Saving for children’s education is one of the most important financial priorities for many parents. In Kenya, Savings and Credit Cooperative Organizations (SACCOs) have become a popular option for managing and growing money for school fees. But is it safe to entrust your children’s education funds to a SACCO? Here’s what parents need to know.
A SACCO is a member-owned financial cooperative that provides savings and credit services to its members. Unlike commercial banks, SACCOs operate on a cooperative model, meaning profits are usually shared among members. They offer products such as savings accounts, school fees savings plans, loans, and investment opportunities.
Benefits of Using a SACCO for School Fees
- Dedicated Education Savings Plans: Many SACCOs offer school fees plans that allow parents to save a fixed amount regularly. These plans often have flexible terms and may provide higher interest rates compared to traditional bank accounts.

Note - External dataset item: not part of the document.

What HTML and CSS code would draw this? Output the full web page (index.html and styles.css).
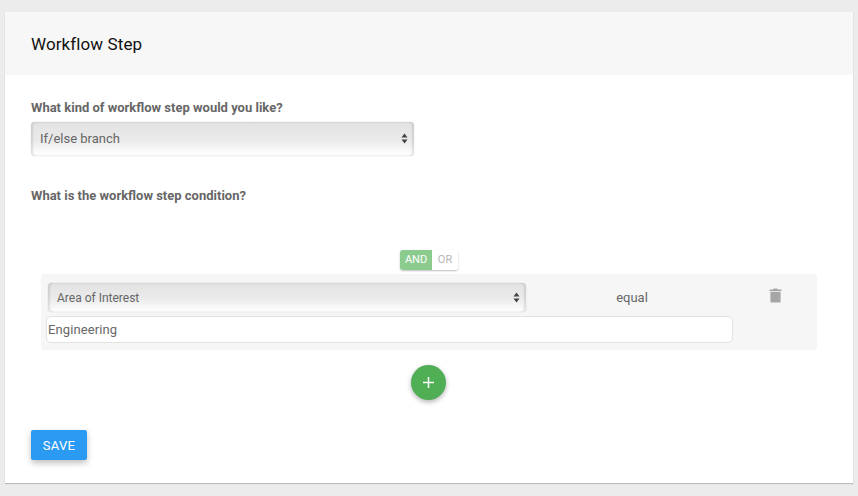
FILE: index.html
```html
<!DOCTYPE html>
<html>
<head>
<title>Workflow Step</title>
<link rel="stylesheet" href="styles.css">
</head>
<body>

<div class="card">
  <div class="card-header">Workflow Step</div>
  <div class="card-body">
    <div class="label">What kind of workflow step would you like?</div>
    <div class="select step-select">
      <span>If/else branch</span>
      <svg class="arrows" width="7" height="11" viewBox="0 0 7 11"><path d="M3.5 0.5 L6.5 4.5 H0.5 Z M3.5 10.5 L0.5 6.5 H6.5 Z" fill="#444"/></svg>
    </div>
    <div class="label condition-label">What is the workflow step condition?</div>

    <div class="toggle">
      <span class="toggle-on">AND</span>
      <span class="toggle-off">OR</span>
    </div>

    <div class="rule">
      <div class="rule-top">
        <div class="select rule-select">
          <span>Area of Interest</span>
          <svg class="arrows" width="7" height="11" viewBox="0 0 7 11"><path d="M3.5 0.5 L6.5 4.5 H0.5 Z M3.5 10.5 L0.5 6.5 H6.5 Z" fill="#444"/></svg>
        </div>
        <div class="operator">equal</div>
        <svg class="trash" width="13" height="15" viewBox="0 0 14 16">
          <path d="M5 0.5 H9 L9.5 1.5 H13.5 V3.2 H0.5 V1.5 H4.5 Z" fill="#a6a6a6"/>
          <path d="M1.5 4 H12.5 V14.5 Q12.5 15.5 11.5 15.5 H2.5 Q1.5 15.5 1.5 14.5 Z" fill="#a6a6a6"/>
        </svg>
      </div>
      <input class="rule-input" type="text" value="Engineering">
    </div>

    <div class="add-row">
      <button class="add-btn">
        <svg width="13" height="13" viewBox="0 0 13 13"><path d="M6.5 1 V12 M1 6.5 H12" stroke="#fff" stroke-width="1.5"/></svg>
      </button>
    </div>

    <button class="save-btn">SAVE</button>
  </div>
</div>

</body>
</html>
```

FILE: styles.css
```css
html, body {
  height: 100%;
}

body {
  margin: 0;
  padding: 12px 5px 13px;
  box-sizing: border-box;
  overflow: hidden;
  background-color: #ececec;
  font-family: Roboto, "Liberation Sans", sans-serif;
  color: #555;
}

.card {
  height: 471px;
  background-color: #fff;
  box-shadow: 0 1px 1px rgba(0, 0, 0, 0.2);
}

.card-header {
  height: 63px;
  padding-left: 26px;
  line-height: 64px;
  font-size: 17px;
  letter-spacing: 0.1px;
  color: #111;
  background-color: #f7f7f7;
}

.card-body {
  padding: 25px 26px 0;
}

.label {
  font-size: 13px;
  font-weight: 700;
  line-height: 16px;
  color: #666;
}

.select {
  display: flex;
  align-items: center;
  justify-content: space-between;
  box-sizing: border-box;
  border-radius: 4px;
  background: linear-gradient(to bottom, #e2e2e2 0%, #ebebeb 55%, #fbfbfb 90%, #fff 100%);
  box-shadow: inset 2px 0 2px rgba(0, 0, 0, 0.1), inset -2px 0 2px rgba(0, 0, 0, 0.1), 0 0 1px rgba(0, 0, 0, 0.3);
  font-size: 12px;
  color: #666;
}

.step-select {
  width: 383px;
  height: 34px;
  margin-top: 6px;
  padding: 0 6px 2px 9px;
  font-size: 13px;
}

.condition-label {
  margin-top: 32px;
}

.arrows {
  display: block;
}

.toggle {
  display: flex;
  width: 58px;
  height: 20px;
  margin: 46px auto 0;
  border-radius: 3px;
  overflow: hidden;
  font-size: 11px;
  line-height: 20px;
  text-align: center;
  box-shadow: 0 1px 2px rgba(0, 0, 0, 0.25);
}

.toggle-on {
  width: 32px;
  color: #fff;
  background-color: #8ccb8e;
}

.toggle-off {
  width: 26px;
  color: #b5b5b5;
  background-color: #fff;
}

.rule {
  width: 776px;
  height: 76px;
  box-sizing: border-box;
  margin: 4px 0 0 10px;
  padding: 9px 5px 0;
  border-radius: 3px;
  background-color: #f6f6f6;
}

.rule-top {
  display: flex;
  align-items: center;
  height: 29px;
}

.rule-select {
  width: 478px;
  height: 29px;
  margin-left: 2px;
  padding: 0 6px 0 9px;
}

.operator {
  width: 212px;
  font-size: 13px;
  text-align: center;
  color: #666;
}

.trash {
  margin-left: 31px;
  margin-bottom: 4px;
}

.rule-input {
  display: block;
  width: 687px;
  height: 27px;
  box-sizing: border-box;
  margin-top: 4px;
  padding: 0 1px;
  border: 1px solid #e2e2e2;
  border-radius: 5px;
  background-color: #fff;
  font-family: inherit;
  font-size: 13px;
  letter-spacing: 0.1px;
  color: #666;
}

.add-row {
  display: flex;
  justify-content: center;
  margin-top: 15px;
  padding-right: 1px;
}

.add-btn {
  display: flex;
  align-items: center;
  justify-content: center;
  width: 35px;
  height: 35px;
  padding: 0;
  border: none;
  border-radius: 50%;
  background-color: #50ae55;
  box-shadow: 0 2px 5px rgba(0, 0, 0, 0.3);
}

.save-btn {
  display: block;
  width: 56px;
  height: 30px;
  margin-top: 30px;
  padding: 0;
  border: none;
  border-radius: 2px;
  background-color: #2b9af3;
  color: #fff;
  font-family: inherit;
  font-size: 13px;
  letter-spacing: 0.3px;
  box-shadow: 0 3px 6px rgba(0, 0, 0, 0.25);
}
```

- Convenient Payment Options: Some SACCOs allow direct payments to schools, reducing the risk of mismanagement or delays when paying fees.
- Access to Loans: SACCO members may qualify for short-term loans to cover sudden school fee demands, which can be helpful in emergencies.
- Member Dividends: Profits earned by the SACCO are often distributed as dividends to members, potentially increasing your savings over time.
Risks to Consider
While SACCOs offer benefits, there are risks that parents should be aware of:
- Mismanagement: Some SACCOs may have weak management practices, increasing the risk of fund mismanagement. Always check the SACCO’s history and reputation.
- Uninsured Deposits: Unlike bank deposits protected by the Kenya Deposit Insurance Corporation (KDIC), SACCO savings may not always be insured. In case of financial distress, recovery may be uncertain.
- Fraud Risk: Smaller or less regulated SACCOs may be more vulnerable to fraud. Avoid SACCOs without proper licensing or oversight from the Sacco Societies Regulatory Authority (SASRA).
How to Choose a Safe SACCO
- Check Licensing and Regulation: Only join SACCOs registered and regulated by SASRA. These SACCOs comply with government rules for safety and transparency.
- Review Financial Records: Ask to see the SACCO’s audited financial statements to confirm stability and responsible management.
- Look at Member Feedback: Speak to existing members about their experience with the SACCO, particularly on reliability in disbursing funds.
- Understand Terms and Conditions: Check interest rates, withdrawal restrictions, and penalties. Some SACCOs may restrict access to funds before school term dates.
- Diversify Savings: For critical payments like school fees, consider splitting funds between a SACCO and a bank account for added security.
Financial advisors recommend treating SACCOs as one of several tools to save for children’s education. While many SACCOs are reputable and trustworthy, due diligence is essential. Parents should never rely solely on one SACCO without verifying its track record and regulatory compliance.